● **SHORT PROBLEM**
Copy out each line of the material below that holds the string "full".

● **INPUT FOR THIS TASK**
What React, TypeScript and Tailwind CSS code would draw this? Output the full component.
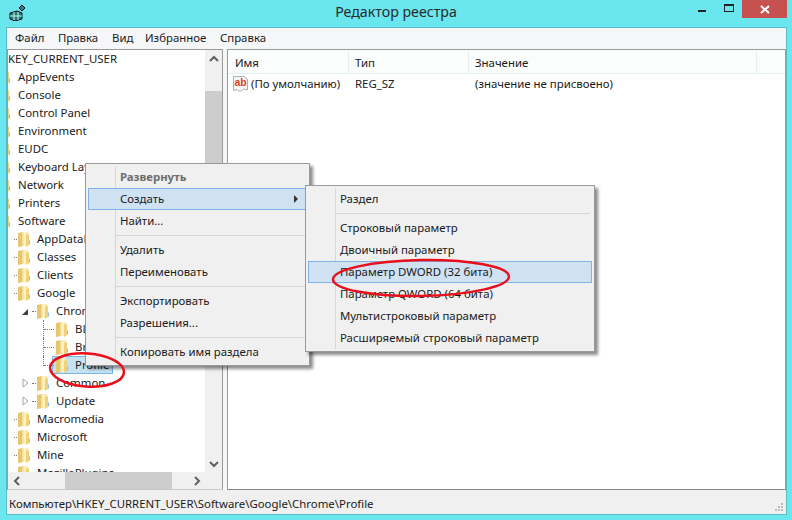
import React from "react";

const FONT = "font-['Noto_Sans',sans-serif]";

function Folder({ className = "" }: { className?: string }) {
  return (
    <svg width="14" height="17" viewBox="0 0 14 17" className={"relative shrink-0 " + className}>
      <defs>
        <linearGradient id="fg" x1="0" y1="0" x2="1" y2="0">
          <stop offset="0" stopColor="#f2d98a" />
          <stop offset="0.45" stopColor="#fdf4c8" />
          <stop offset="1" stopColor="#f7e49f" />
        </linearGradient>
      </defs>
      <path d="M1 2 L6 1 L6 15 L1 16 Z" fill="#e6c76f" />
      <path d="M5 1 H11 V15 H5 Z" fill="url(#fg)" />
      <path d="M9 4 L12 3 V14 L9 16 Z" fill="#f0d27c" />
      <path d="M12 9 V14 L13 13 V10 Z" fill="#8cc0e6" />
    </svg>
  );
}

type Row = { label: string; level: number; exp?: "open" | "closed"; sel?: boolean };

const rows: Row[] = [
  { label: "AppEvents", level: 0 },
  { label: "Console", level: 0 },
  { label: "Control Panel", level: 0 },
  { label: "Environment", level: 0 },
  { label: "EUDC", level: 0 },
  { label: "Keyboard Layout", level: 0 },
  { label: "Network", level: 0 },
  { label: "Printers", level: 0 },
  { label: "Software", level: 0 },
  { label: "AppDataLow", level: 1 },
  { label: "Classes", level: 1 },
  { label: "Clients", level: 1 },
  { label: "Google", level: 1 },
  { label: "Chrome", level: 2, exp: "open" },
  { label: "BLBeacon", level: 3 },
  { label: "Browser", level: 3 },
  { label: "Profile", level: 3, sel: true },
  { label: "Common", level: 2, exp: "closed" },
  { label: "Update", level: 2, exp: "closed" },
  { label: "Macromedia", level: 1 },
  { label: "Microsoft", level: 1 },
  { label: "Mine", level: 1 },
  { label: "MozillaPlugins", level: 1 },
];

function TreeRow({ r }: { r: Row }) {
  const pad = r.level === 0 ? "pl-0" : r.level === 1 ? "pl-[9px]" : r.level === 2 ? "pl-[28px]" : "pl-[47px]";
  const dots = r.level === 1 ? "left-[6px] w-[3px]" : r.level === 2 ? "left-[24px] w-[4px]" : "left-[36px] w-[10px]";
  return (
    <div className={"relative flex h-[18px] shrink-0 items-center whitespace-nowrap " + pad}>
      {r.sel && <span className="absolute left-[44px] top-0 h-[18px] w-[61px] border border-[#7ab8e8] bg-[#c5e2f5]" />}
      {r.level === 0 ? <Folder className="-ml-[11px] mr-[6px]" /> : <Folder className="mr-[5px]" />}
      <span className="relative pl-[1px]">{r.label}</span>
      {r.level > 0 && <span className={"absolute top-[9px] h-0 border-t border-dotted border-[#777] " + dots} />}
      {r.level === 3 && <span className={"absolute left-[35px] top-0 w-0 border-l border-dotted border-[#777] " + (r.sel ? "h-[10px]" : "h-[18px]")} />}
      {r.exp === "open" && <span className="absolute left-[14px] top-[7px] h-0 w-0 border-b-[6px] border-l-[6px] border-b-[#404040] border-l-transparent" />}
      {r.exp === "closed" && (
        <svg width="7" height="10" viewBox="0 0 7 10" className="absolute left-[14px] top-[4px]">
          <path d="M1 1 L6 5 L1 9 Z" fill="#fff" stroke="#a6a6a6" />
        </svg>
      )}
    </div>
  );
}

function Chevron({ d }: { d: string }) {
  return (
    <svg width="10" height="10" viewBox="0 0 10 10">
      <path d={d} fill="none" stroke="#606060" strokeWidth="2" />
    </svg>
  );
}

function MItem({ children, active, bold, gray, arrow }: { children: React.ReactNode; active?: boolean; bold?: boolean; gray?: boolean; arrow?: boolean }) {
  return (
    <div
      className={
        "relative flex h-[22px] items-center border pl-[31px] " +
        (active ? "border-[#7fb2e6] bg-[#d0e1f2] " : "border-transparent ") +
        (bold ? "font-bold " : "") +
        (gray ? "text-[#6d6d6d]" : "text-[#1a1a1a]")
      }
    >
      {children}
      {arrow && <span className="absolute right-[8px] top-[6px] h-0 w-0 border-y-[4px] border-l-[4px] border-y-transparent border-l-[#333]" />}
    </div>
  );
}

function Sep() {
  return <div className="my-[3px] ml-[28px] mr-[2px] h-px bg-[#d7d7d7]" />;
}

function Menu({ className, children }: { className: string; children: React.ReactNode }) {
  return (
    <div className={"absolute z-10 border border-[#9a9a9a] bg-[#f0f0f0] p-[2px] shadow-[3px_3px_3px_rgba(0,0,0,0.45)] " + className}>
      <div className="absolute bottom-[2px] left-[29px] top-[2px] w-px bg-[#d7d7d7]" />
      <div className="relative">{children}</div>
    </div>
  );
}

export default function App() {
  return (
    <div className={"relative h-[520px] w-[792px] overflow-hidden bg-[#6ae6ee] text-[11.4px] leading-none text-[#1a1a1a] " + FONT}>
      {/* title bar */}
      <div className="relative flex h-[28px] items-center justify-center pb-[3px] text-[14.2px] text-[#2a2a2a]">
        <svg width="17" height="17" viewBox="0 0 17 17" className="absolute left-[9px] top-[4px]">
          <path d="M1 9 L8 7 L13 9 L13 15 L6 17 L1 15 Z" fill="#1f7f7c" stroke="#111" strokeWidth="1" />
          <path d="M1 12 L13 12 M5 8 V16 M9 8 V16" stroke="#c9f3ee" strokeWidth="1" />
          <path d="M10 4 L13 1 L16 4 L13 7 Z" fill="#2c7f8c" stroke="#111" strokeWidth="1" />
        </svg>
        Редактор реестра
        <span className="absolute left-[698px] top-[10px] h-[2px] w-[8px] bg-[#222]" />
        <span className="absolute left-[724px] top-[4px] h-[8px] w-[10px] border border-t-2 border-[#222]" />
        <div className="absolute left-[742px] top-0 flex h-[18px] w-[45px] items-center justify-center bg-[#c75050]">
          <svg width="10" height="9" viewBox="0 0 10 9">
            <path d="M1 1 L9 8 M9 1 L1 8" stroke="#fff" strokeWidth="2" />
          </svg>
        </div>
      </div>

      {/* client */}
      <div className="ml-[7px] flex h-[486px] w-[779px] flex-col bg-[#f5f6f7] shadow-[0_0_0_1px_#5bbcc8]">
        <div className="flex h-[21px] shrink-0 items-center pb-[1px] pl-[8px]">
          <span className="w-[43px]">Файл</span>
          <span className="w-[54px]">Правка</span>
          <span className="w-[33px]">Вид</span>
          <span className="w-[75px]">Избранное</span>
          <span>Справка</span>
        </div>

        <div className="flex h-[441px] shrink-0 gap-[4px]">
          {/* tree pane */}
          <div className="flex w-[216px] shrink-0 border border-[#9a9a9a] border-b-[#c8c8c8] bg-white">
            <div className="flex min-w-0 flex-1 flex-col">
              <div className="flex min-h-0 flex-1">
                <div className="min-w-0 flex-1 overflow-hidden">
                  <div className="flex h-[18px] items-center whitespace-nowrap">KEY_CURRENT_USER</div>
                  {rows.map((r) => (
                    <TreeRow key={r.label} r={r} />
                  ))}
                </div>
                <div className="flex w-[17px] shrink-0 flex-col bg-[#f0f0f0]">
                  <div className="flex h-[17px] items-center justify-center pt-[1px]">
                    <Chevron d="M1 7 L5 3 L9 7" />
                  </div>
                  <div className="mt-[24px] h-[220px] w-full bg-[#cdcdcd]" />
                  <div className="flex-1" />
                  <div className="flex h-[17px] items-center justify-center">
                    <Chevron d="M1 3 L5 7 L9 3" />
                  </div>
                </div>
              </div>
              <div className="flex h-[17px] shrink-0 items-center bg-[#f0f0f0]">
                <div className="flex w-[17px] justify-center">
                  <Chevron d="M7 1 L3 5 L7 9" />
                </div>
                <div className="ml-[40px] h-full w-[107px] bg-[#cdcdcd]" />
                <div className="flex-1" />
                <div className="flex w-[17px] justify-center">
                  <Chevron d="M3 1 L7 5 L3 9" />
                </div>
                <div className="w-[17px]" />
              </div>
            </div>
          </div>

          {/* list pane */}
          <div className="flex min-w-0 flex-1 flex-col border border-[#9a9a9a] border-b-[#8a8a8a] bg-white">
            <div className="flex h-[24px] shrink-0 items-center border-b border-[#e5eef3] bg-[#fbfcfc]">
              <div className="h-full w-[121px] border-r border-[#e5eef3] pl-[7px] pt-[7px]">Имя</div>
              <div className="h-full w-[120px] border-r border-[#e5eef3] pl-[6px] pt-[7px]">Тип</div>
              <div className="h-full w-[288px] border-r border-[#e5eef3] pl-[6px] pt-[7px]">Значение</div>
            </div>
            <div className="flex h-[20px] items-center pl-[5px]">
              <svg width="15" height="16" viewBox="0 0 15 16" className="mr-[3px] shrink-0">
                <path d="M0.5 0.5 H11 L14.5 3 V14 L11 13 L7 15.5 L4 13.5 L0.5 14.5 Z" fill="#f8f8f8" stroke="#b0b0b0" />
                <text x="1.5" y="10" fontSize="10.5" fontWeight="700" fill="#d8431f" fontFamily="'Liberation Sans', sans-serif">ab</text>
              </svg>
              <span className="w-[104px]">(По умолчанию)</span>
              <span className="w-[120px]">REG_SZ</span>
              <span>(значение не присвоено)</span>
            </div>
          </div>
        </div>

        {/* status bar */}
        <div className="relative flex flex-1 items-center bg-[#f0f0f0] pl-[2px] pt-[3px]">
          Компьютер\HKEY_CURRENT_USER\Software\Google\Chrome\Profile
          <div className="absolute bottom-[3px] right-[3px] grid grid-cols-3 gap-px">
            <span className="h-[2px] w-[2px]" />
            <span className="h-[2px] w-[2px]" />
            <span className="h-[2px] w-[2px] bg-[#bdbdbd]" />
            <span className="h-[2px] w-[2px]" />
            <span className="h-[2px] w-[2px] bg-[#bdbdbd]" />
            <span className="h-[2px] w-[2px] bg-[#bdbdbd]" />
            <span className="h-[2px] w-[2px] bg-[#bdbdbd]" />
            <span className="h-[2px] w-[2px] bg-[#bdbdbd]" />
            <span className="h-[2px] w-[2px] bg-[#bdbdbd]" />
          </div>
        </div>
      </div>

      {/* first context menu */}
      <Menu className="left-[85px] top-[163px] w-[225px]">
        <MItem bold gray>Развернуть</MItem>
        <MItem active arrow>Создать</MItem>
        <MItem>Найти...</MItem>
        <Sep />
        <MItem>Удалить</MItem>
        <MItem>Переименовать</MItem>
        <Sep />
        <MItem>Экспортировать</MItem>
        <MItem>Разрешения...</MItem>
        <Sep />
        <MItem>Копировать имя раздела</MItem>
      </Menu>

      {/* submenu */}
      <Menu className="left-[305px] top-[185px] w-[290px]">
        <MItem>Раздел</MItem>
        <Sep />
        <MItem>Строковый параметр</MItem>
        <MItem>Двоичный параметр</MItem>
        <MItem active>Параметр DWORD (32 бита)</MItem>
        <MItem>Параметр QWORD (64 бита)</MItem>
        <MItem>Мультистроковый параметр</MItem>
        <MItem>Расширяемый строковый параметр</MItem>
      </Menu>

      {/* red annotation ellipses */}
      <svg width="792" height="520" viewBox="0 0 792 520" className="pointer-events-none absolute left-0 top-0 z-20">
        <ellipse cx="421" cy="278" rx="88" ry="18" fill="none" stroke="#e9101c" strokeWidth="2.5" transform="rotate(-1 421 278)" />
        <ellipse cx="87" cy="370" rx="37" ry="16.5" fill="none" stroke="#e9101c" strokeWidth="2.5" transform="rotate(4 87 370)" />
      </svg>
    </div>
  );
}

...

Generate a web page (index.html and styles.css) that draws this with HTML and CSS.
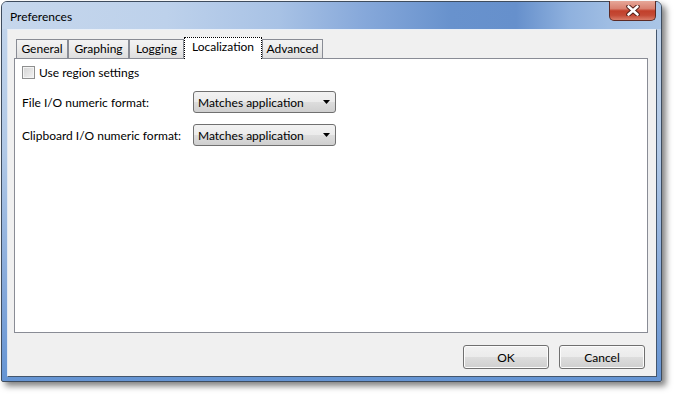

● **SOLUTION TO THIS TASK**
What React, TypeScript and Tailwind CSS code would draw this? Output the full component.
                  <div className="mt-[24px] h-[220px] w-full bg-[#cdcdcd]" />
                <div className="ml-[40px] h-full w-[107px] bg-[#cdcdcd]" />
              <div className="h-full w-[121px] border-r border-[#e5eef3] pl-[7px] pt-[7px]">Имя</div>
              <div className="h-full w-[120px] border-r border-[#e5eef3] pl-[6px] pt-[7px]">Тип</div>
              <div className="h-full w-[288px] border-r border-[#e5eef3] pl-[6px] pt-[7px]">Значение</div>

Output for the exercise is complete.